▶ [TASK OBJECTIVE] List each line of the data in which the string "React" appears.

▶ [DATA SECTION]
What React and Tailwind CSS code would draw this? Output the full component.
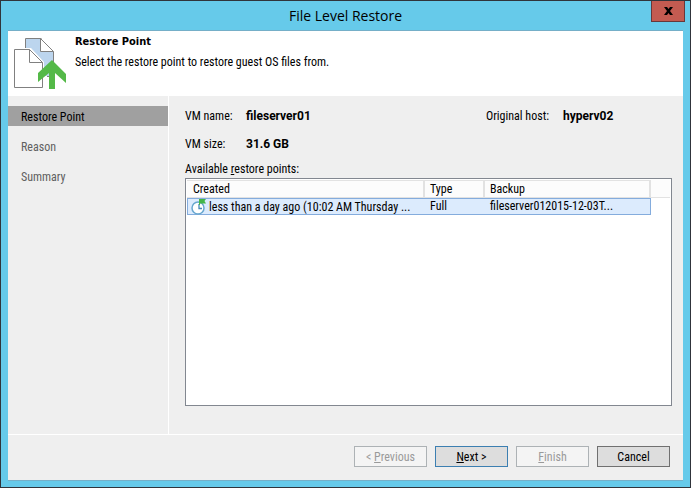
import React from "react";

const steps = ["Restore Point", "Reason", "Summary"];

const restorePoints = [
  {
    created: "less than a day ago (10:02 AM Thursday ...",
    type: "Full",
    backup: "fileserver012015-12-03T...",
  },
];

const buttons = [
  { before: "< ", hotkey: "P", after: "revious", disabled: true },
  { before: "", hotkey: "N", after: "ext >", primary: true },
  { before: "", hotkey: "F", after: "inish", disabled: true },
  { before: "Cancel", hotkey: "", after: "" },
];

const RestoreIcon = () => (
  <svg width="54" height="54" viewBox="0 0 54 54" className="shrink-0" aria-hidden="true">
    {/* Back page */}
    <path d="M12 1h15l12 13v24H12z" fill="#bcd5ee" />
    <path d="M11.5 11V.5h16M39.5 13.5V38.500H33" fill="none" stroke="#808080" />
    <path d="M26.500 .5v13h13z" fill="#fff" stroke="#808080" />
    {/* Front page */}
    <path d="M0 10h17l13 14v28H0z" fill="#fff" />
    <path d="M.5 11.500h15l13 13v25H.5z" fill="#fff" stroke="#808080" />
    <path d="M15.500 11.500v13h13" fill="none" stroke="#808080" />
    <path d="M38 22l14 14v9l-11-10v16h-6V35L24 44v-9z" fill="#54b948" />
  </svg>
);

const ClockIcon = () => (
  <svg width="16" height="16" viewBox="0 0 16 16" className="shrink-0" aria-hidden="true">
    <circle cx="7" cy="9" r="6" fill="#fff" stroke="#68a7cf" strokeWidth="1.500" />
    <path d="M8 5v4.500h3" fill="none" stroke="#4688b8" strokeWidth="1.300" />
    <path d="M8 0h7l-1.500 2L15 4.500H9V6H8z" fill="#43b649" />
  </svg>
);

const headClassName =
  "h-[17px] border-t border-r-2 border-b border-[#e2e2e2] bg-[#fcfcfc] px-[5px] text-left font-normal first:pl-[6px]";
const cellClassName = "h-[17px] border-y border-[#84acdd] bg-[#dcebfd] px-[5px]";
const valueClassName = "font-['Roboto','Liberation_Sans',sans-serif] font-bold";

const App = () => {
  return (
    <div className="flex min-h-screen flex-col border border-[#30343b] bg-[#66caea] px-[7px] pb-[6px] font-['Roboto_Condensed','Roboto','Liberation_Sans',sans-serif] text-[12px] leading-4 text-black">
      <header className="relative flex h-[29px] shrink-0 items-center justify-center">
        <h1 className="font-['Open_Sans','Noto_Sans',sans-serif] text-[14px] leading-5">
          File Level Restore
        </h1>
        <button
          aria-label="Close"
          className="absolute top-0 -right-[2px] flex h-[21px] w-[34px] items-center justify-center border border-t-0 border-[#68373a] bg-[#c35b51]"
        >
          <svg width="9" height="8" viewBox="0 0 9 8" aria-hidden="true">
            <path d="M0 0h3l1.500 2L6 0h3L6 4l3 4H6L4.500 6 3 8H0l3-4z" fill="#000" />
          </svg>
        </button>
      </header>

      <main className="flex grow flex-col border-y border-[#75afc8] bg-[#efefef]">
        <div className="flex h-[65px] shrink-0 gap-[7px] bg-white px-[6px] pt-[7px]">
          <RestoreIcon />
          <div className="-mt-1">
            <h2 className="font-['DejaVu_Sans_Condensed','DejaVu_Sans',sans-serif] text-[11px] leading-4 font-bold">
              Restore Point
            </h2>
            <p className="mt-1">Select the restore point to restore guest OS files from.</p>
          </div>
        </div>

        <div className="flex grow">
          <nav className="w-[161px] shrink-0 border-r border-white pt-[10px]">
            <ol className="flex flex-col gap-[10px]">
              {steps.map((step, index) => (
                <li
                  key={step}
                  aria-current={index === 0 ? "step" : undefined}
                  className={
                    index === 0
                      ? "h-5 bg-[#a0a0a0] px-[13px] pt-[3px]"
                      : "h-5 px-[13px] pt-[3px] text-[#606060]"
                  }
                >
                  {step}
                </li>
              ))}
            </ol>
          </nav>

          <section className="flex min-w-0 grow flex-col pt-3 pr-[11px] pb-7 pl-4">
            <dl className="grid grid-cols-[61px_1fr_77px_109px] gap-y-3">
              <dt>VM name:</dt>
              <dd className={valueClassName}>fileserver01</dd>
              <dt>Original host:</dt>
              <dd className={valueClassName}>hyperv02</dd>
              <dt>VM size:</dt>
              <dd className={valueClassName}>31.6 GB</dd>
            </dl>
            <h3 id="points" className="mt-[9px]">
              Available <u>r</u>estore points:
            </h3>
            <div className="mt-px grow border border-[#828790] bg-white p-px">
              <table aria-labelledby="points" className="w-full table-fixed border-separate border-spacing-0">
                <colgroup>
                  <col className="w-[238px]" />
                  <col className="w-[60px]" />
                  <col className="w-[166px]" />
                  <col />
                </colgroup>
                <thead>
                  <tr>
                    <th className={headClassName}>Created</th>
                    <th className={headClassName}>Type</th>
                    <th className={headClassName}>Backup</th>
                    <td className="border-b border-[#e2e2e2] bg-[#fcfcfc]" />
                  </tr>
                </thead>
                <tbody>
                  {restorePoints.map((point) => (
                    <tr key={point.created}>
                      <td className="h-[17px] border-y border-l border-[#84acdd] bg-[#dcebfd] pl-[3px]">
                        <div className="flex h-[15px] items-center gap-[2px] whitespace-nowrap">
                          <ClockIcon />
                          {point.created}
                        </div>
                      </td>
                      <td className={cellClassName}>
                        <div className="h-[15px] leading-[15px]">{point.type}</div>
                      </td>
                      <td className={cellClassName + " border-r"}>
                        <div className="h-[15px] leading-[15px] whitespace-nowrap">{point.backup}</div>
                      </td>
                      <td />
                    </tr>
                  ))}
                </tbody>
              </table>
            </div>
          </section>
        </div>

        <footer className="flex h-[46px] shrink-0 justify-end gap-2 border-t border-white pt-[11px] pr-[13px]">
          {buttons.map((button) => (
            <button
              key={button.before + button.hotkey}
              disabled={button.disabled}
              className={
                button.disabled
                  ? "h-[21px] w-[73px] border border-[#adb2b5] bg-[#f4f4f4] text-[#9a9a9a]"
                  : button.primary
                    ? "h-[21px] w-[73px] border border-[#3c7fb1] bg-[#dddddd]"
                    : "h-[21px] w-[73px] border border-[#707070] bg-[#dddddd]"
              }
            >
              {button.before}
              <u>{button.hotkey}</u>
              {button.after}
            </button>
          ))}
        </footer>
      </main>
    </div>
  );
};

export default App;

▶ [EXPECTED ANSWER]
What React and Tailwind CSS code would draw this? Output the full component.
import React from "react";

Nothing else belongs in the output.